As the arbiter of coastal development across California, the Coastal Commission takes a dim view of seawalls on the beach. Staff members say the walls protect private property at the expense of natural sand flow and access to public beaches.

In this case, commission staff says, 18 dump trucks worth of sand is trapped behind the seawall, unable to “nourish” the beach.


The saga of the Lagunita seawall goes back to 2005, when the commission allowed a previous owner to build an emergency wall 11 feet tall by 80 feet long to protect the then-redwood-clad, 1952-vintage home from heavy weather. The wall was meant to be temporary and its permit lapsed. The home went into foreclosure.

In 2014, a new owner wanted to do a major remodel on the house and reinforce the then-9-year-old wall. The commission challenged the city’s approval of the plans, in part because of the seawall. The owner’s architect acquiesced and said there would be only cosmetic interior touch-ups.

The next year, shortly before the Katzes bought the house, the commission ruled the seawall could be reinforced as long as the house — which was built before the California Coastal Act set standards for coastal development — was generally unchanged. If the owners wanted a major remodel, the wall would have to come down, the commission said.

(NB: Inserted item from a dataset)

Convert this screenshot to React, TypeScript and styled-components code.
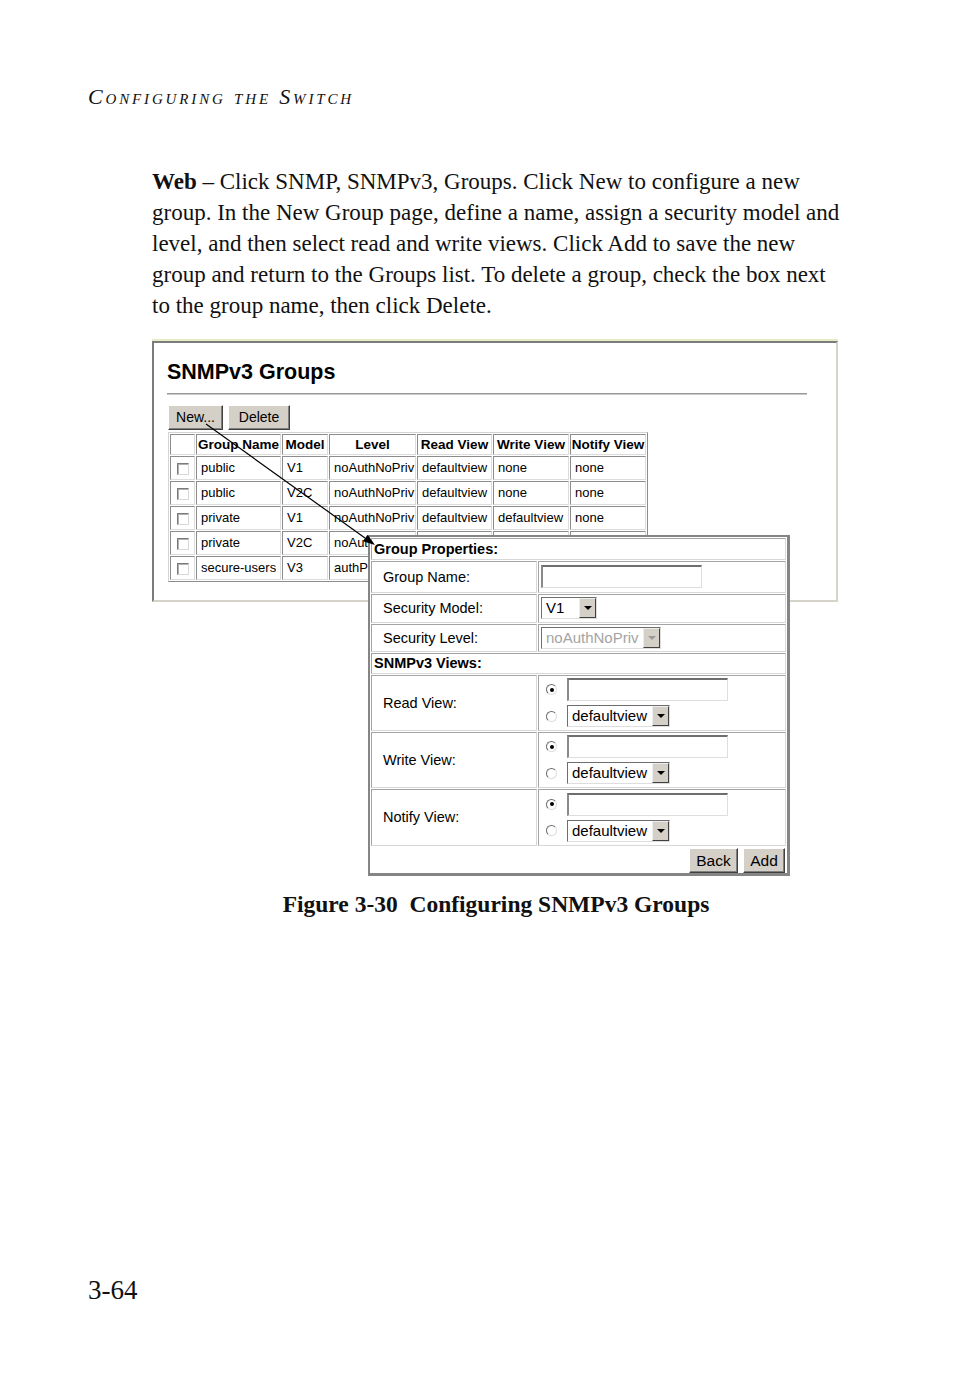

According to a commission staff report, the Katzes carried on with their reconstruction project, though staff contacted them by letter and phone throughout 2017 calling for the work to stop, the seawall to be removed and the owners to seek a permit for the new development.

Staff said it wanted to resolve the situation amicably, but the couple sued the commission this year, alleging it was interfering with their property rights over what they said was only “repair and maintenance.”

Steve Kaufmann, the Katzes’ lawyer, said the work freshened what was once an “old and dowdy” home but that the house got only new skin, not new bones.

He said the end product did not add square footage, height or stories and did not expand the footprint or convert storage spaces into living space. He contended it was a minor remodel over existing framing on a house that stood on artificial fill, not sand. He said the project was completed in January.

But the commission wasn’t swayed, voting unanimously Thursday to issue a cease-and-desist order barring further building and to levy the $1-million penalty.


Commission staff said the penalty could have been millions of dollars but that it took a “conservative approach” and recommended a $500,000 fine payable a year and a half after the cease-and-desist order or when the house sells, whichever comes first.

Brownsey said the violations were egregious enough for a firmer response.

Environmentalist Steve Ray, one of about 15 people who spoke Thursday in favor of punishing the Katzes, said it was too bad the commission couldn’t also fine the city of Laguna Beach for allowing the remodel, which he said was clearly not minor.

“If it looks like a duck and it walks like a duck, quack, quack,” Ray said.

Commissioners asked Kaufmann for his idea of a fair penalty, but he had nothing to add.